Your credit score is a numerical representation of your creditworthiness, which lenders use to determine whether to approve you for a loan or credit card. A good credit score can help you qualify for lower interest rates, higher credit limits, and better terms on other financial products.
Improving your credit score may seem daunting, but it's not as difficult as you might think. Here's a step-by-step guide to help you get started:
**1. Check Your Credit Report**
The first step towards improving your credit score is to get a copy of your credit report. You're entitled to one free copy from each of the three major credit bureaus (Equifax, Experian, and TransUnion) every year. You can request your reports online at annualcreditreport.com or by calling 1-877-322-8228.
Once you have your credit reports, review them carefully for any errors or inaccuracies.
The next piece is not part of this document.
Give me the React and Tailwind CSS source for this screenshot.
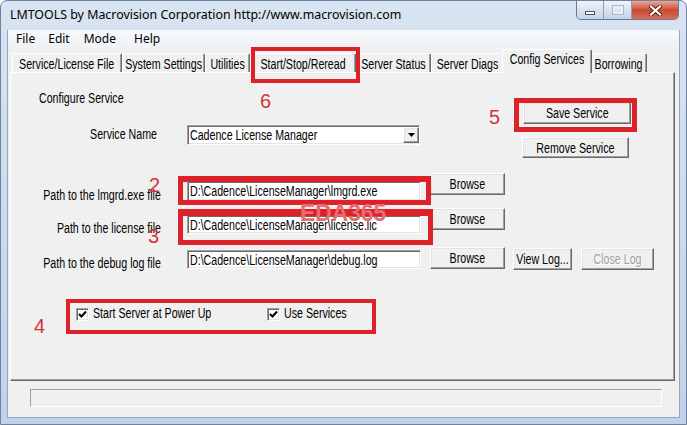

If you find any, dispute them with the credit bureau immediately.
**2. Pay Your Bills on Time**
Payment history is the most important factor in your credit score, accounting for 35% of your overall score. Make sure to pay all of your bills, including credit cards, loans, and utilities, on time every month. Even one missed payment can have a negative impact on your score.
**3. Keep Your Credit Utilization Low**
Credit utilization is the amount of credit you're using compared to your total available credit. A high credit utilization ratio can lower your credit score. Aim to keep your credit utilization below 30%.
**4. Limit New Credit Applications**
Applying for too much new credit in a short period of time can raise a red flag for lenders and lower your credit score. Only apply for credit when you need it and try to limit your inquiries to one or two per year.
**5. Build a Positive Credit History**
If you don't have a lot of credit history, you can start building it by getting a secured credit card or becoming an authorized user on someone else's credit card. Use the card responsibly and pay off your balance in full each month.
**6. Avoid Closing Old Accounts**
Closing old credit accounts can shorten your average credit age, which can lower your credit score. Keep old accounts open, even if you don't use them often.
**7. Monitor Your Credit Regularly**
Once you've taken steps to improve your credit score, it's important to monitor your progress regularly. You can get free credit score updates from many different websites and apps. By keeping an eye on your score, you can track your progress and identify any potential problems.
Improving your credit score takes time and effort, but it's worth it. By following these steps, you can increase your creditworthiness and qualify for better financial products.